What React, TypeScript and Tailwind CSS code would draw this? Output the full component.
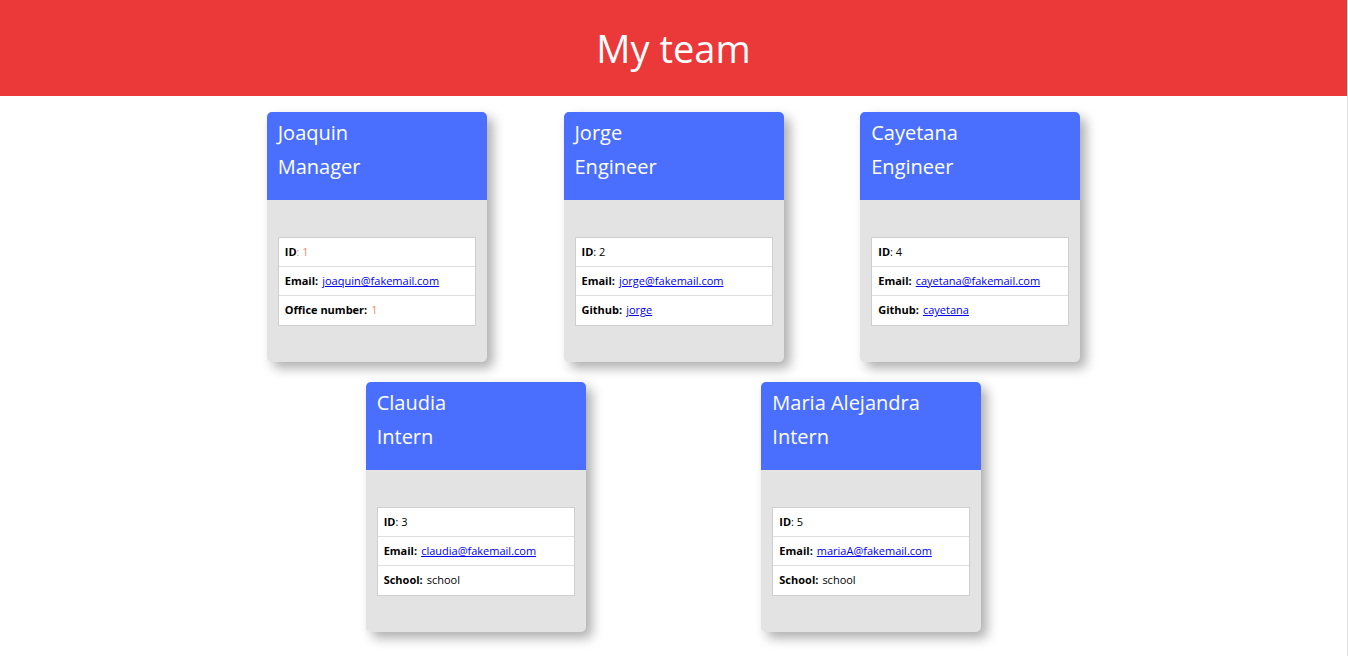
// Team roster page: red banner + employee cards

type Member = {
  name: string;
  role: string;
  id: number;
  email: string;
  extraLabel: string;
  extra: string;
  extraKind: "number" | "link" | "text";
};

const team: Member[] = [
  { name: "Joaquin", role: "Manager", id: 1, email: "joaquin@fakemail.com", extraLabel: "Office number", extra: "1", extraKind: "number" },
  { name: "Jorge", role: "Engineer", id: 2, email: "jorge@fakemail.com", extraLabel: "Github", extra: "jorge", extraKind: "link" },
  { name: "Cayetana", role: "Engineer", id: 4, email: "cayetana@fakemail.com", extraLabel: "Github", extra: "cayetana", extraKind: "link" },
  { name: "Claudia", role: "Intern", id: 3, email: "claudia@fakemail.com", extraLabel: "School", extra: "school", extraKind: "text" },
  { name: "Maria Alejandra", role: "Intern", id: 5, email: "mariaA@fakemail.com", extraLabel: "School", extra: "school", extraKind: "text" },
];

function Card({ m }: { m: Member }) {
  const isManager = m.role === "Manager";
  return (
    <div className="mx-[20px] w-[220px] h-[250px] rounded-[5px] bg-[#e3e3e3] shadow-[6px_6px_12px_rgba(0,0,0,0.32)] overflow-hidden">
      {/* Name + role header */}
      <div className="h-[88px] bg-[#4a6fff] px-[11px] pt-[4px] text-white text-[20px] leading-[34px]">
        <div>{m.name}</div>
        <div>{m.role}</div>
      </div>

      {/* Details list */}
      <div className="px-[11px] pt-[37px]">
        <ul className="bg-white border border-[#cfcfcf] text-[11px] text-black">
          <li className="h-[29px] flex items-center px-[6px] border-b border-[#dedede]">
            <span className="font-bold">ID</span>
            <span className={isManager ? "text-[#ec8a6a]" : ""}>: {m.id}</span>
          </li>
          <li className="h-[29px] flex items-center px-[6px] border-b border-[#dedede]">
            <span className="font-bold mr-1">Email:</span>
            <a href="#" className="text-[#0000ee] underline">{m.email}</a>
          </li>
          <li className="h-[29px] flex items-center px-[6px]">
            <span className="font-bold mr-1">{m.extraLabel}:</span>
            {m.extraKind === "link" ? (
              <a href="#" className="text-[#0000ee] underline">{m.extra}</a>
            ) : (
              <span className={m.extraKind === "number" ? "text-[#ec8a6a]" : ""}>{m.extra}</span>
            )}
          </li>
        </ul>
      </div>
    </div>
  );
}

export default function App() {
  return (
    <div className="min-h-[656px] bg-white font-['Open_Sans',sans-serif] border-r border-[#e5e5e5]">
      <header className="h-[96px] bg-[#eb3838] flex items-center justify-center">
        <h1 className="text-white text-[38px] leading-none">My team</h1>
      </header>

      <main className="w-[927px] mx-auto pt-[16px] flex flex-wrap justify-evenly gap-y-[20px]">
        {team.map((m) => (
          <Card key={m.id} m={m} />
        ))}
      </main>
    </div>
  );
}
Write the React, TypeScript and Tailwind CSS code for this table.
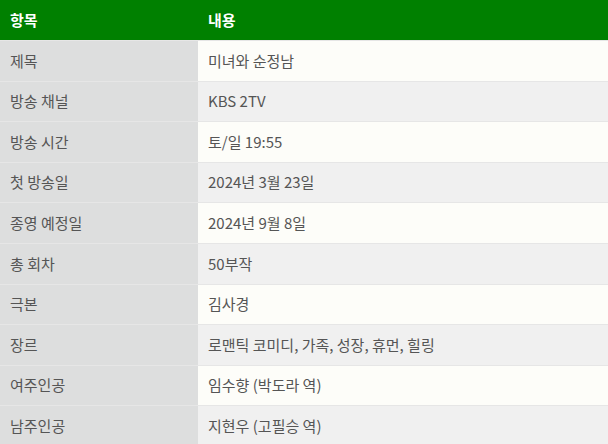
import React from "react";

const rows: [string, string][] = [
  ["제목", "미녀와 순정남"],
  ["방송 채널", "KBS 2TV"],
  ["방송 시간", "토/일 19:55"],
  ["첫 방송일", "2024년 3월 23일"],
  ["종영 예정일", "2024년 9월 8일"],
  ["총 회차", "50부작"],
  ["극본", "김사경"],
  ["장르", "로맨틱 코미디, 가족, 성장, 휴먼, 힐링"],
  ["여주인공", "임수향 (박도라 역)"],
  ["남주인공", "지현우 (고필승 역)"],
];

export default function App() {
  return (
    <div
      className="w-[608px] h-[444px] overflow-hidden bg-white text-[15px]"
      style={{ fontFamily: '"Noto Sans CJK KR", sans-serif' }}
    >
      <div className="flex h-[40px] bg-[#008000] text-white font-bold items-center">
        <div className="w-[198px] px-[10px]">항목</div>
        <div className="flex-1 px-[10px]">내용</div>
      </div>
      {rows.map(([k, v], i) => (
        <div
          key={k}
          className="flex h-[40.6px] border-t border-[#e6e6e6] text-[#555555]"
        >
          <div className="w-[198px] px-[10px] flex items-center bg-[#dddede]">{k}</div>
          <div
            className={`flex-1 px-[10px] flex items-center ${
              i % 2 === 0 ? "bg-[#fdfdf9]" : "bg-[#f0f0f0]"
            }`}
          >
            {v}
          </div>
        </div>
      ))}
    </div>
  );
}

..........

What the task asks -
All lines that include "code" are to be gathered and copied.

Answer for the task -
What React, TypeScript and Tailwind CSS code would draw this? Output the full component.
Write the React, TypeScript and Tailwind CSS code for this table.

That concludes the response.